Court Issues Preliminary Injunction in Right Whale Protection Case Print E-mail
Written by Stephen Rappaport   
Thursday, October 09, 2008
ELLSWORTH — A federal judge has ordered the National Marine Fisheries Service (NMFS) to reinstate rules aimed at protecting endangered right whales, humpbacks and fin whales from entanglement with fishing gear in the Gulf of Maine.

The Sept. 30 ruling came in a suit filed by Defenders of Wildlife and The Humane Society of the United States over the NMFS decision to eliminate certain provisions of the Atlantic Large Whale Take Reduction Plan (ALWTRP) that allowed the agency to temporarily ban lobster and gillnet fishing gear from areas where protected whales were spotted.

These Dynamic Area Management (DAM) zones can be established on extremely short notice to fishermen. The ban can last as long as large whales remain in the zone.

NMFS made the decision to roll back the DAM zone program in conjunction with its decision to require lobstermen fishing in the Gulf of Maine to use only sinking rope for the groundlines that connect their traps together on the sea floor.

The rationale for the requirement was to reduce loops of floating ropes that may entangle feeding whales.

Initially, the sinking rope requirement was to become effective at the beginning of this month. In September, in the face of continuing pleas from the Maine lobster industry, NMFS announced that it would delay imposition of the sinking rope requirement for six months, until April 2009.

Although the agency pushed back the groundline rule, it did not reinstate the DAM zone process during the intervening period.

Last Thursday, NMFS sent a letter to the holders of lobster or gillnet fishing licenses advising them that the DAM program was being reinstated immediately for the entire Gulf of Maine north of the entrance to Marblehead Harbor in Massachusetts.

As before, most areas close to shore along the Maine coast are exempt from the DAM provisions.

The exemption does not, however, include the heavily fished areas around such offshore islands as Matinicus, Isle au Haut and Frenchboro. The exemption line also touches shore at Schoodic Point and runs extremely close to such Downeast harbors as Corea, Jonesport, Beals Island and Cutler.

Fishermen setting lobster gear offshore in a DAM zone may be required to make a number of modifications to their gear while the DAM zone is in effect. Even before next April, all groundlines must be made of sinking line. In addition, all but the bottom third of each vertical buoy line must also be made from sinking rope.

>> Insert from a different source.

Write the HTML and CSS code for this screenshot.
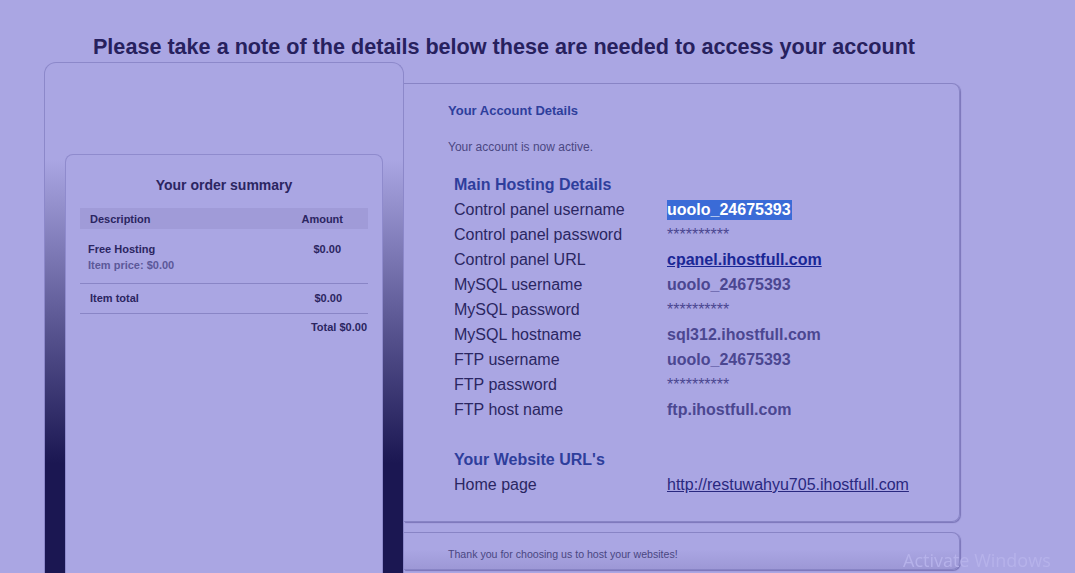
FILE: index.html
```html
<!DOCTYPE html>
<html>
<head>
<meta charset="utf-8">
<link rel="stylesheet" href="styles.css">
</head>
<body>
<div class="page">
  <h1 class="title">Please take a note of the details below these are needed to access your account</h1>
  <div class="layout">
    <aside class="sidebar">
      <div class="order-card">
        <h2 class="order-title">Your order summary</h2>
        <table class="order-table">
          <thead>
            <tr><th class="c-desc">Description</th><th class="c-amt">Amount</th></tr>
          </thead>
          <tbody>
            <tr class="item-row">
              <td class="c-desc">Free Hosting<div class="item-price">Item price: $0.00</div></td>
              <td class="c-amt">$0.00</td>
            </tr>
            <tr class="subtotal-row">
              <td class="c-desc">Item total</td>
              <td class="c-amt">$0.00</td>
            </tr>
            <tr class="total-row">
              <td colspan="2" class="c-total">Total $0.00</td>
            </tr>
          </tbody>
        </table>
      </div>
    </aside>
    <div class="content">
      <section class="panel">
        <h3 class="panel-title">Your Account Details</h3>
        <p class="status">Your account is now active.</p>
        <div class="details">
          <div class="sec-head">Main Hosting Details</div>
          <div class="lbl">Control panel username</div><div class="val"><span class="sel">uoolo_24675393</span></div>
          <div class="lbl">Control panel password</div><div class="val pw">**********</div>
          <div class="lbl">Control panel URL</div><div class="val"><a class="cp-link" href="#">cpanel.ihostfull.com</a></div>
          <div class="lbl">MySQL username</div><div class="val">uoolo_24675393</div>
          <div class="lbl">MySQL password</div><div class="val pw">**********</div>
          <div class="lbl">MySQL hostname</div><div class="val">sql312.ihostfull.com</div>
          <div class="lbl">FTP username</div><div class="val">uoolo_24675393</div>
          <div class="lbl">FTP password</div><div class="val pw">**********</div>
          <div class="lbl">FTP host name</div><div class="val">ftp.ihostfull.com</div>
          <div class="spacer"></div>
          <div class="sec-head">Your Website URL's</div>
          <div class="lbl">Home page</div><div class="val"><a class="home-link" href="#">http://restuwahyu705.ihostfull.com</a></div>
        </div>
      </section>
      <footer class="foot">Thank you for choosing us to host your websites!</footer>
    </div>
  </div>
</div>
<div class="watermark">Activate Windows</div>
</body>
</html>
```
FILE: styles.css
```css
html, body {
  margin: 0;
  padding: 0;
  background: #aaa6e3;
  font-family: "Liberation Sans", Arial, sans-serif;
  overflow: hidden;
  height: 573px;
}
.page {
  margin-left: 44px;
  width: 920px;
}
.title {
  margin: 0;
  padding-top: 34px;
  height: 28px;
  font-size: 21.6px;
  line-height: 25px;
  font-weight: bold;
  color: #27215e;
  text-align: center;
  white-space: nowrap;
}
.layout {
  display: flex;
  align-items: flex-start;
}
.sidebar {
  box-sizing: border-box;
  width: 360px;
  height: 511px;
  flex: none;
  border: 1px solid #8c88ca;
  border-bottom: none;
  border-radius: 12px 12px 0 0;
  background: linear-gradient(to bottom, #aaa6e3 96px, #5b5793 260px, #1b1752 400px);
  padding: 91px 20px 0;
}
.order-card {
  box-sizing: border-box;
  height: 419px;
  background: #aaa6e3;
  border: 1px solid #8f8bcd;
  border-bottom: none;
  border-radius: 8px 8px 0 0;
  padding: 22px 14px 0;
}
.order-title {
  margin: 0 0 14px;
  font-size: 14px;
  line-height: 17px;
  font-weight: bold;
  color: #2b2561;
  text-align: center;
}
.order-table {
  width: 100%;
  border-collapse: collapse;
  font-size: 11px;
  line-height: 16px;
  font-weight: bold;
  color: #2b2561;
}
.order-table th {
  background: #a09bd8;
  height: 21px;
  padding: 0;
  font-weight: bold;
}
.order-table td { padding: 0; vertical-align: top; }
.c-desc { text-align: left; padding-left: 8px !important; }
.c-amt { text-align: right; padding-right: 25px !important; }
.order-table th.c-desc { padding-left: 10px !important; }
.item-row td { padding-top: 12px !important; padding-bottom: 10px !important; border-bottom: 1px solid #8985c6; }
.item-row .c-amt { padding-right: 27px !important; }
.item-price { color: #5c5899; }
.subtotal-row td { padding-top: 6px !important; padding-bottom: 7px !important; border-bottom: 1px solid #8985c6; }
.subtotal-row .c-desc { padding-left: 10px !important; }
.subtotal-row .c-amt { padding-right: 26px !important; }
.c-total { text-align: right; padding-top: 5px !important; padding-right: 1px !important; }

.content {
  margin-top: 21px;
  width: 556px;
  flex: none;
}
.panel {
  box-sizing: border-box;
  height: 439px;
  border: 1px solid #8884c5;
  border-left: none;
  border-radius: 0 8px 8px 0;
  box-shadow: 1px 1px 1px #7a75b8;
  padding: 19px 0 0 44px;
}
.panel-title {
  margin: 0;
  font-size: 13px;
  line-height: 16px;
  font-weight: bold;
  color: #2e3e9c;
}
.status {
  margin: 21px 0 0;
  font-size: 12px;
  line-height: 14px;
  color: #4a4782;
}
.details {
  margin: 18px 0 0 6px;
  display: grid;
  grid-template-columns: 213px auto;
  grid-auto-rows: 25px;
  font-size: 16px;
  line-height: 25px;
}
.sec-head {
  grid-column: 1 / 3;
  font-weight: bold;
  color: #2e3e9c;
}
.spacer { grid-column: 1 / 3; }
.lbl { color: #2a2662; }
.val {
  font-weight: bold;
  color: #4b4791;
}
.val.pw {
  font-weight: normal;
  font-size: 16px;
}
.sel {
  background: #3a6bd7;
  color: #ffffff;
  padding: 1px 1px 2px 0;
}
.cp-link {
  color: #1a2796;
  text-decoration: underline;
}
.home-link {
  font-weight: normal;
  color: #29287f;
  text-decoration: underline;
}
.foot {
  box-sizing: border-box;
  margin-top: 10px;
  height: 38px;
  border: 1px solid #8884c5;
  border-left: none;
  border-radius: 0 8px 8px 0;
  box-shadow: 1px 1px 1px #7a75b8;
  background: linear-gradient(to bottom, #aaa6e3 45%, #9d98d6 100%);
  padding: 14px 0 0 44px;
  font-size: 10.6px;
  line-height: 14px;
  color: #4a4782;
}
.watermark {
  position: fixed;
  left: 903px;
  top: 549px;
  font-family: "Open Sans", sans-serif;
  font-size: 18px;
  line-height: 22px;
  color: #b6b2ea;
  white-space: nowrap;
}
```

Lobstermen are also limited to using no more than two buoy lines on each trawl, or group, of traps, no matter how many. Each buoy line must also be rigged with a weak link with a maximum breaking strength of 1,500 pounds so that any whale that becomes entangled can break free.

According to most estimates, there are fewer than 350 endangered Northern right whales left in the North Atlantic. These whales reproduce slowly. Females reach sexual maturity around 8 years of age and usually bear one calf approximately ever four years. The whales regularly migrate through New England waters, northward to their summer feeding grounds, then southward to their breeding grounds off the coast of Florida.